Vous travaillez dans des continents différents, aux cultures différentes. Où puisez-vous votre inspiration?

La signature de notre agence, c’est de répondre avec le plus de justesse possible à chaque projet. Pour cela, nous nous nourrissons du contexte, des rêves des clients et des spécificités culturelles du lieu. Dans ce contexte, le sur-mesure est de rigueur car ce trio n’est jamais le même d’un projet à un autre. Nous sommes toujours extrêmement attentifs et curieux des techniques, de la façon dont sont travaillés le métal, la faïence, le bois, le verre, etc. Chaque pays, région, ethnie, communauté a son propre rapport aux matières. Si les pierres, le verre, le coton, la soie sont des matières nobles, que nous apprécions énormément, elles peuvent se faire damer le pion lors de notre rencontre avec un maestro du pays qui travaille une matière ordinaire, comme le plâtre, et va inventer dans le cadre du projet ce qui n’avait jamais été réalisé avec. Le sublime naît là aussi, ce sublime dont le projet a besoin. Les clients veulent souvent connaître très en amont la proportion de fabricants locaux impliquée dans le projet, information que nous n’avons pas forcément dès le tout début. En revanche, nous avons l’expertise pour gérer cette situation, car la recherche des bons fabricants est véritablement un de nos savoir-faire. Toute l’aventure spécifique commence par là. Nous cherchons les fabricants qui partagent la même sensibilité dans le processus. Souvent, nous correspondons avec des artisans ou des maîtres d’art sans pour autant pouvoir les rencontrer, mais à force d’avoir des échanges intenses et de réaliser des projets ensemble, nous tissons une véritable relation. En moyenne, lorsque les projets se situent à l’étranger, entre 70 et 80% sont réalisés localement par des personnes que nous ne connaissons pas de visu. Les 20 à 30% restants correspondent à des réalisations confiées à d’autres artisans d’exception, qu’ils soient de Los Angeles ou de Bangkok par exemple.
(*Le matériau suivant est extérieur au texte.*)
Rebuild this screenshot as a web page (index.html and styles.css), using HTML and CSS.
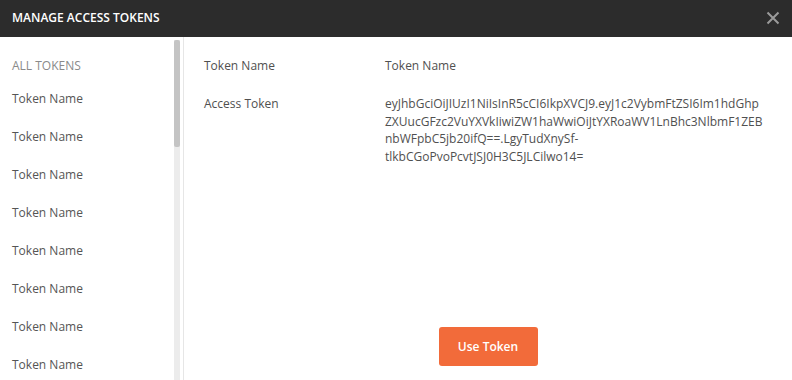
FILE: index.html
```html
<!DOCTYPE html>
<html lang="en">
  <head>
    <meta charset="UTF-8">
    <title>Manage Access Tokens</title>
    <link rel="stylesheet" href="styles.css">
  </head>
  <body>
    <div class="modal">
      <div class="modal-header">
        <span class="modal-title">MANAGE ACCESS TOKENS</span>
        <button class="close-button" aria-label="Close">
          <svg width="14" height="14" viewBox="0 0 14 14">
            <path d="M1.5 1.5 L12.5 12.5 M12.5 1.5 L1.5 12.5" stroke="#9a9a9a" stroke-width="2" fill="none"/>
          </svg>
        </button>
      </div>

      <div class="modal-body">
        <div class="token-sidebar">
          <div class="token-list">
            <div class="list-heading">ALL TOKENS</div>
            <div class="token-item">Token Name</div>
            <div class="token-item">Token Name</div>
            <div class="token-item">Token Name</div>
            <div class="token-item">Token Name</div>
            <div class="token-item">Token Name</div>
            <div class="token-item">Token Name</div>
            <div class="token-item">Token Name</div>
            <div class="token-item">Token Name</div>
            <div class="token-item">Token Name</div>
          </div>
          <div class="scroll-track">
            <div class="scroll-thumb"></div>
          </div>
        </div>

        <div class="token-details">
          <div class="detail-rows">
            <div class="detail-row">
              <div class="detail-label">Token Name</div>
              <div class="detail-value">Token Name</div>
            </div>
            <div class="detail-row">
              <div class="detail-label">Access Token</div>
              <div class="detail-value token-value">eyJhbGciOiJIUzI1NiIsInR5cCI6IkpXVCJ9.eyJ1c2VybmFtZSI6Im1hdGhpZXUucGFzc2VuYXVkIiwiZW1haWwiOiJtYXRoaWV1LnBhc3NlbmF1ZEBnbWFpbC5jb20ifQ==.LgyTudXnySf-tlkbCGoPvoPcvtJSJ0H3C5JLCilwo14=</div>
            </div>
          </div>
          <div class="detail-actions">
            <button class="use-button">Use Token</button>
          </div>
        </div>
      </div>
    </div>
  </body>
</html>
```

FILE: styles.css
```css
html, body {
  margin: 0;
  height: 100%;
}
body {
  background: white;
  font-family: 'Open Sans', sans-serif;
  font-size: 12px;
  color: #505050;
  overflow: hidden;
}
.modal {
  display: flex;
  flex-direction: column;
  height: 380px;
}
.modal-header {
  background: #2c2c2c;
  height: 37px;
  flex-shrink: 0;
  display: flex;
  align-items: center;
  justify-content: space-between;
  padding: 0 10px 2px 12px;
  box-sizing: border-box;
}
.modal-title {
  color: white;
  font-weight: 600;
  font-size: 12px;
}
.close-button {
  background: none;
  border: none;
  padding: 0;
  width: 18px;
  height: 18px;
  display: flex;
  align-items: center;
  justify-content: center;
  cursor: pointer;
}
.modal-body {
  flex: 1;
  display: flex;
  min-height: 0;
}
.token-sidebar {
  width: 180px;
  padding-right: 3px;
  border-right: 1px solid #e6e6e6;
  display: flex;
  flex-shrink: 0;
}
.token-list {
  flex: 1;
  overflow: hidden;
  padding: 20px 0 0 12px;
}
.scroll-track {
  width: 6px;
  margin-top: 3px;
  background: #ececec;
}
.scroll-thumb {
  height: 107px;
  background: #c4c4c4;
  border-radius: 2px;
}
.list-heading {
  color: #8a8a8a;
  line-height: 18px;
  margin-bottom: 5px;
}
.token-item {
  height: 38px;
  line-height: 38px;
  color: #555;
  cursor: pointer;
}
.token-details {
  flex: 1;
  min-width: 0;
  display: flex;
  flex-direction: column;
  justify-content: space-between;
  padding: 20px 28px 14px 20px;
}
.detail-row {
  display: flex;
  margin-bottom: 20px;
}
.detail-label {
  width: 181px;
  flex-shrink: 0;
  line-height: 18px;
}
.detail-value {
  flex: 1;
  min-width: 0;
  line-height: 18px;
}
.token-value {
  line-height: 17.5px;
  overflow-wrap: break-word;
}
.detail-actions {
  display: flex;
  justify-content: center;
  margin-right: -8px;
}
.use-button {
  background: #f26b3a;
  color: white;
  border: none;
  border-radius: 3px;
  width: 99px;
  height: 39px;
  font-family: 'Open Sans', sans-serif;
  font-size: 12px;
  font-weight: 600;
  cursor: pointer;
}
```
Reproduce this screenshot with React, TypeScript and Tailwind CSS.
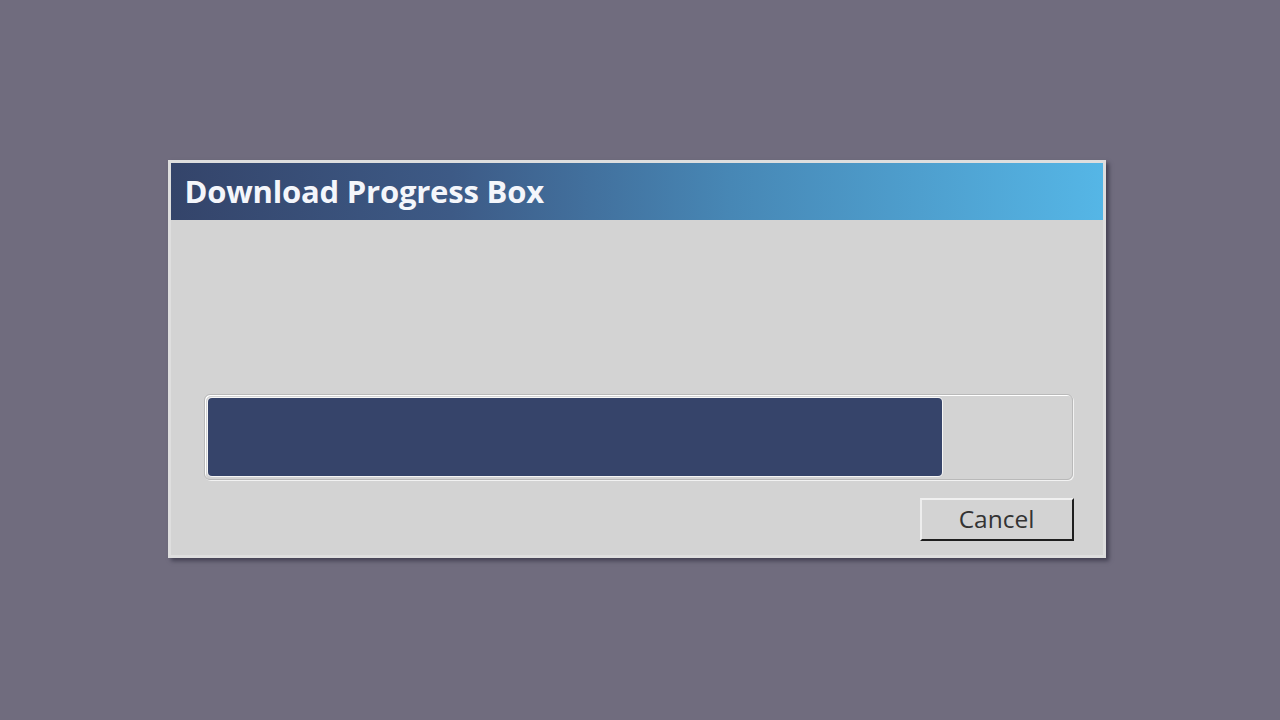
export default function App() {
  const progress = 85.3;

  return (
    <div className="h-screen w-full bg-[#706c7e] flex items-center justify-center pr-[7px] pb-[2px]">
      <div className="w-[938px] bg-[#d3d3d3] border-[3px] border-[#dedede] shadow-[3px_3px_4px_rgba(40,38,55,0.6)]">
        <div className="h-[57px] flex items-center px-[14px] bg-[linear-gradient(90deg,#34446a_0%,#3d5a86_30%,#4787b5_60%,#55b6e6_100%)]">
          <h1 className="text-[31px] font-bold text-[#f4f6fb] font-['Open_Sans',sans-serif] tracking-[-0.2px]">
            Download Progress Box
          </h1>
        </div>

        <div className="pl-[33px] pr-[30px] pt-[174px] pb-[14px]">
          <div className="h-[86px] rounded-[6px] border border-[#b9b9b9] shadow-[inset_1px_1px_0_#ffffff,1px_1px_0_#f2f2f2] p-[3px]">
            <div
              className="h-full bg-[#36446a] rounded-[4px] shadow-[0_0_0_1px_#f5f5f5]"
              style={{ width: `${progress}%` }}
            />
          </div>

          <div className="flex justify-end mt-[18px] -mr-[1px]">
            <button className="w-[154px] h-[43px] bg-[#d3d3d3] border-2 border-t-[#f0f0f0] border-l-[#ededed] border-r-[#1e1e1e] border-b-[#1e1e1e] text-[24.5px] text-[#333333] font-['Open_Sans',sans-serif] leading-none">
              Cancel
            </button>
          </div>
        </div>
      </div>
    </div>
  );
}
Lorsque l’on veut dépasser le degré de la normalité, il importe que les acteurs d’un projet soient dans une même bulle philosophique et énergétique où ils vont pouvoir influencer les choses par leur personnalité.

Comment orchestrez-vous les maîtres d’œuvre, les maîtres d’ouvrage et les fabricants pour atteindre l’objectif commun

Nous sommes les interprètes du projet car nous le concevons et nous le dessinons, mais nous ne le fabriquons pas. Nous demandons à des tiers de le fabriquer. Pour revenir à la métaphore culinaire, c’est à nouveau une affaire de recette. Tout est influencé par les occupants de cette bulle, les maîtres d’œuvre, les maîtres d’ouvrage, les fabricants, et nous concoctons une recette dont le résultat ne sera jamais identique. Patrick [Jouin, ndlr] est fils d’artisan, petit-fils d’ébéniste, et sait analyser la fabrication des choses. Pour ma part, j’ai reçu une formation de luthier et je continue à fabriquer des instruments chez moi. Je précise cela pour mettre en exergue notre rapport mature et personnel à la matérialité, notre profonde conception de l’influence de la personne sur la matière. Autrement dit, s’il y a trois personnes sur le projet, il y aura trois approches argumentées et trois résultats. Cette sensibilité facilite nos échanges avec les intervenants qui assurent les fabrications et les mises en œuvre.

Certains artisans au savoir-faire avéré ont avoué redécouvrir leur potentiel au gré de leur collaboration à vos projets

C’est exactement ce niveau d’exigence que nous essayons d’atteindre. Lorsque l’on se balade au musée du Louvre, on constate qu’il existe au monde et dans les différentes civilisations toutes les idées potentielles que les humains peuvent avoir sur les matières et les fonctions. Alors, on se dit que tout est fait et qu’il n’y a plus rien à faire. C’est comme les innombrables chansons d’amour qui existent. Et pourtant, tous les jours naît une nouvelle interprétation… Patrick a cette capacité affûtée de savoir recueillir les sensations pour qu’advienne quelque chose de différent. Lorsqu’il souhaite inventer le futur en dépassant des limites, il essaye de se positionner entre l’histoire précédente des fabricants et l’actuelle pour comprendre de ce qui a été inventé dans le temps, toujours habité par cette volonté de répondre au projet avec justesse.